Action-Adventure 'Nutcracker' Coming From New Line

For many families around the world, watching The Nutcracker in some form or another is a holiday tradition. Whether it's live at the ballet (where the story comes to life to the music of Tchaikovsky) or in any of its numerous screen adaptations (such as the animated Nutcracker Prince), the story has been told and retold countless times since it was first written in 1812 by E.T.W. Hoffman as The Nutcracker and the Mouse King. Now, thanks to New Line studios and writer Darren Lemke, we'll get one more look at the famous story.

According to The Hollywood Reporter, Lemke pitched New Line a reimagined version of the story that is written as a family action-adventure film, similar in style to the popular Chronicles of Narnia films. For those unacquainted with the story of The Nutcracker, here is a brief recap from the THR report:

"The story centers on a 12-year-old girl who, with her brother and sister, receive gifts from their clockmaker-inventor godfather on Christmas Eve, one of which is a Nutcracker doll. That night, the girl begins an adventure that includes a war involving a seven-headed Mouse King and his army of mice, curses and themes of ugliness and beauty."
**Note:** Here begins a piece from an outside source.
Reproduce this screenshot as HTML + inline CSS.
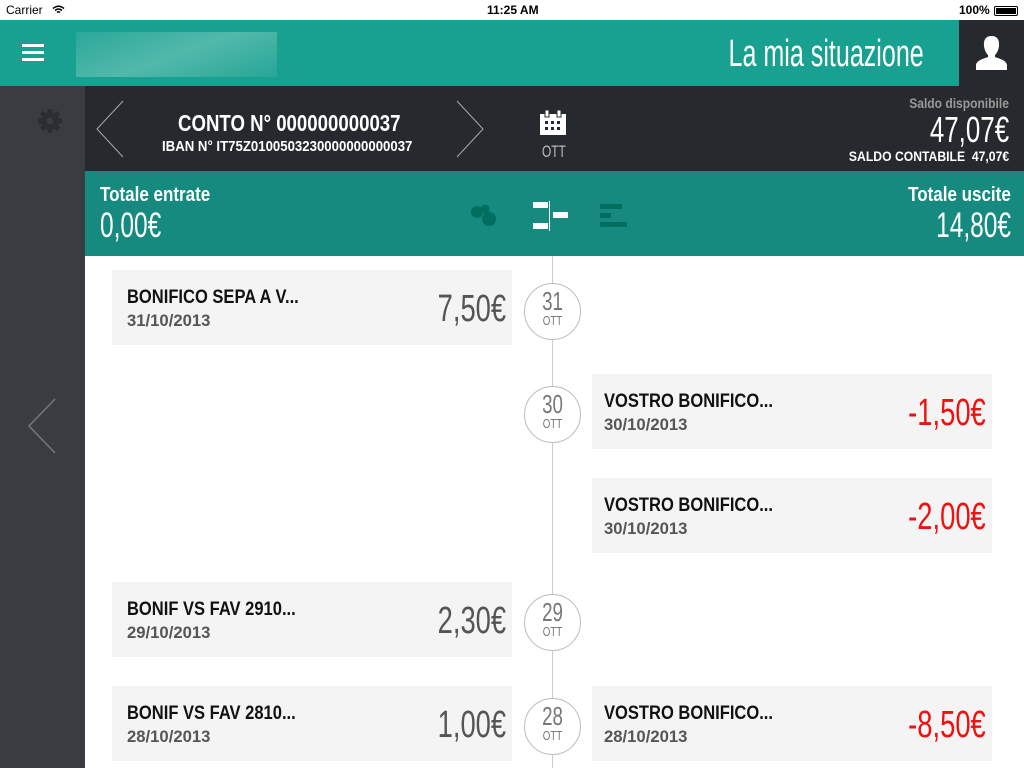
<!DOCTYPE html>
<html><head><meta charset="utf-8"><style>
*{margin:0;padding:0;box-sizing:border-box}
body{width:1024px;height:768px;overflow:hidden;background:#fff;font-family:"Liberation Sans Narrow","Liberation Sans",sans-serif;position:relative}
.abs{position:absolute;white-space:nowrap}
.L{transform-origin:left top}
.R{transform-origin:right top}
.status{top:0;left:0;width:1024px;height:20px;background:#fff;font-family:"Liberation Sans",sans-serif;font-size:12px;color:#000}
.hdr{top:20px;left:0;width:1024px;height:66px;background:#18a190}
.side{top:86px;left:0;width:85px;height:682px;background:#393d41}
.dark{top:86px;left:85px;width:939px;height:85px;background:#26292d;color:#fff}
.tot{top:171px;left:85px;width:939px;height:85px;background:#168a7e;color:#fff}
.card{position:absolute;width:400px;height:75px;background:#f4f4f4}
.card .t{position:absolute;left:15px;top:17px;font-size:19px;font-weight:bold;color:#111;transform:scaleX(.87);transform-origin:left top}
.card .d{position:absolute;left:15px;top:41px;font-size:17px;font-weight:bold;color:#555;transform:scaleX(.98);transform-origin:left top}
.card.rc .t,.card.rc .d{left:12px}
.card .a{position:absolute;right:6px;top:18px;font-size:38px;color:#555;transform:scaleX(.72);transform-origin:right top}
.card .a.r{color:#f01010}
.circ{position:absolute;left:524px;width:57px;height:57px;border-radius:50%;border:1px solid #bbb;background:#fff;text-align:center;color:#777}
.circ b{display:block;font-weight:normal;font-size:26px;line-height:26px;margin-top:4px;transform:scaleX(.72)}
.circ i{display:block;font-style:normal;font-size:13px;line-height:13px;transform:scaleX(.75)}
</style></head><body>
<div class="abs status">
<span class="abs" style="left:6px;top:3px">Carrier</span>
<svg class="abs" style="left:52px;top:5px" width="13" height="10" viewBox="0 0 13 10"><path d="M1 3.5Q6.5-1 12 3.5M3 5.5Q6.5 2.5 10 5.5M5 7.5Q6.5 6 8 7.5" stroke="#000" stroke-width="1.5" fill="none"/></svg>
<span class="abs" style="left:487px;top:3px;font-weight:bold">11:25 AM</span>
<span class="abs" style="left:959px;top:3px;font-weight:bold">100%</span>
<div class="abs" style="left:994px;top:6px;width:24px;height:10px;border:1px solid #000;border-radius:2px;padding:1px"><div style="background:#000;width:100%;height:100%"></div></div>
</div>
<div class="abs hdr">
<div class="abs" style="left:22px;top:24px;width:22px;height:3px;background:#fff"></div>
<div class="abs" style="left:22px;top:31px;width:22px;height:3px;background:#fff"></div>
<div class="abs" style="left:22px;top:38px;width:22px;height:3px;background:#fff"></div>
<div class="abs" style="left:76px;top:12px;width:201px;height:45px;background:linear-gradient(160deg,rgba(255,255,255,.08),rgba(255,255,255,.25) 50%,rgba(255,255,255,.06));"></div>
<div class="abs R" style="right:100px;top:13px;font-size:38px;color:#fff;transform:scaleX(.66)">La mia situazione</div>
<div class="abs" style="left:959px;top:0;width:65px;height:66px;background:#26292d">
<svg class="abs" style="left:15px;top:14px" width="35" height="38" viewBox="0 0 35 38"><path d="M17.5 2c-6 0-8 4-7.5 10 .5 4 2 7 4 9v2c-5 2-11 3-12 8v5h31v-5c-1-5-7-6-12-8v-2c2-2 3.5-5 4-9 .5-6-1.5-10-7.5-10z" fill="#fff"/></svg></div>
</div>
<div class="abs side">
<svg class="abs" style="left:37px;top:22px" width="26" height="26" viewBox="-13 -13 26 26"><g fill="#2a2d31"><circle r="9"/><rect x="-2.5" y="-12" width="5" height="24"/><rect x="-2.5" y="-12" width="5" height="24" transform="rotate(45)"/><rect x="-2.5" y="-12" width="5" height="24" transform="rotate(90)"/><rect x="-2.5" y="-12" width="5" height="24" transform="rotate(135)"/></g><circle r="3.5" fill="#393d41"/></svg>
<svg class="abs" style="left:27px;top:312px" width="30" height="57"><path d="M28 1L2 28 28 55" stroke="#777" stroke-width="1.5" fill="none"/></svg>
</div>
<div class="abs dark">
<svg class="abs" style="left:10px;top:14px" width="30" height="58"><path d="M28 1L2 29 28 57" stroke="#aaa" stroke-width="1" fill="none"/></svg>
<div class="abs L" style="left:93px;top:24px;font-size:23px;font-weight:bold;transform:scaleX(.81)">CONTO N° 000000000037</div>
<div class="abs L" style="left:77px;top:52px;font-size:15px;font-weight:bold;transform:scaleX(.88)">IBAN N° IT75Z0100503230000000000037</div>
<svg class="abs" style="left:370px;top:14px" width="30" height="58"><path d="M2 1L28 29 2 57" stroke="#aaa" stroke-width="1" fill="none"/></svg>
<svg class="abs" style="left:455px;top:24px" width="26" height="26" viewBox="0 0 26 26"><rect x="0" y="4" width="26" height="21" fill="#fff"/><rect x="5" y="0" width="4" height="7" fill="#fff" stroke="#26292d"/><rect x="17" y="0" width="4" height="7" fill="#fff" stroke="#26292d"/><g fill="#26292d"><rect x="5" y="11" width="3" height="3"/><rect x="11" y="11" width="3" height="3"/><rect x="17" y="11" width="3" height="3"/><rect x="5" y="17" width="3" height="3"/><rect x="11" y="17" width="3" height="3"/><rect x="17" y="17" width="3" height="3"/></g></svg>
<div class="abs L" style="left:457px;top:56px;font-size:17px;color:#bbb;transform:scaleX(.7)">OTT</div>
<div class="abs R" style="right:15px;top:9px;font-size:14px;font-weight:bold;color:#999;transform:scaleX(.86)">Saldo disponibile</div>
<div class="abs R" style="right:15px;top:23px;font-size:36px;transform:scaleX(.72)">47,07€</div>
<div class="abs R" style="right:15px;top:62px;font-size:14px;font-weight:bold;transform:scaleX(.87)">SALDO CONTABILE&nbsp; 47,07€</div>
</div>
<div class="abs tot">
<div class="abs L" style="left:15px;top:13px;font-size:20px;font-weight:bold;transform:scaleX(.85)">Totale entrate</div>
<div class="abs L" style="left:15px;top:35px;font-size:35px;transform:scaleX(.7)">0,00€</div>
<svg class="abs" style="left:385px;top:32px" width="30" height="26"><g fill="#006e5e"><circle cx="7" cy="9" r="6"/><circle cx="15" cy="6" r="4.5"/><circle cx="19" cy="16" r="7"/></g></svg>
<svg class="abs" style="left:448px;top:30px" width="40" height="30"><g fill="#fff"><rect x="0" y="1" width="15" height="6"/><rect x="0" y="22" width="15" height="6"/><rect x="16" y="0" width="1" height="30"/><rect x="20" y="11" width="15" height="6"/></g></svg>
<svg class="abs" style="left:515px;top:33px" width="30" height="25"><g fill="#006e5e"><rect x="0" y="0" width="22" height="5"/><rect x="0" y="9" width="11" height="5"/><rect x="0" y="18" width="27" height="5"/></g></svg>
<div class="abs R" style="right:13px;top:13px;font-size:20px;font-weight:bold;transform:scaleX(.85)">Totale uscite</div>
<div class="abs R" style="right:13px;top:35px;font-size:35px;transform:scaleX(.7)">14,80€</div>
</div>
<div class="abs" style="left:552px;top:256px;width:1px;height:512px;background:#ccc"></div>

<div class="card" style="left:112px;top:270px"><div class="t">BONIFICO SEPA A V...</div><div class="d">31/10/2013</div><div class="a">7,50€</div></div>
<div class="circ" style="top:283px"><b>31</b><i>OTT</i></div>

<div class="card rc" style="left:592px;top:374px"><div class="t">VOSTRO BONIFICO...</div><div class="d">30/10/2013</div><div class="a r">-1,50€</div></div>
<div class="circ" style="top:386px"><b>30</b><i>OTT</i></div>

<div class="card rc" style="left:592px;top:478px"><div class="t">VOSTRO BONIFICO...</div><div class="d">30/10/2013</div><div class="a r">-2,00€</div></div>

<div class="card" style="left:112px;top:582px"><div class="t">BONIF VS FAV 2910...</div><div class="d">29/10/2013</div><div class="a">2,30€</div></div>
<div class="circ" style="top:594px"><b>29</b><i>OTT</i></div>

<div class="card" style="left:112px;top:686px"><div class="t">BONIF VS FAV 2810...</div><div class="d">28/10/2013</div><div class="a">1,00€</div></div>
<div class="circ" style="top:698px"><b>28</b><i>OTT</i></div>
<div class="card rc" style="left:592px;top:686px"><div class="t">VOSTRO BONIFICO...</div><div class="d">28/10/2013</div><div class="a r">-8,50€</div></div>
</body></html>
So, what would an "action-adventure" nutcracker look like? Well, I mocked up something below that I think pretty much fits the bill.

Just kidding.

Anyway, it is important to note that the New Line film is not the only version of The Nutcracker expected to hit theaters however. The Nutcracker and the Mouse King will compete for the hearts of cinema-goers worldwide alongside Robert Zemeckis' motion-capture version of the famous story, which we first heard rumors about only a month ago.

Will either of these film versions become holiday traditions in their own right? Even though it's way too early in the game to be judging either of these movies fairly, I'd say, going with my gut instinct, I'm going to give the New Line version the benefit of the doubt. It's not so much that I find the concept of an action-oriented family Nutcracker film especially stimulating as much as the fact that I am tiring somewhat of Robert Zemeckis' parade of Christmas mo-cap adventures.

To be perfectly honest, I enjoyed both The Polar Express and Zemeckis' most recent rendition of A Christmas Carol. In general, I think the digital technology he has innovated is stunning. While I still have a hard time with the "dead eyes" of some of the motion-capture characters, he has definitely made some major improvements since The Polar Express. However, I'd like to see how this technology would look on a truly original story. In fact, my favorite Zemeckis film in recent times is Monster House, and he was actually the executive producer on that film, along with Steven Spielberg.

What do you think? At this point, what sounds better to you: The Nutcracker and the Mouse King or Robert Zemeckis' motion-capture Nutcracker?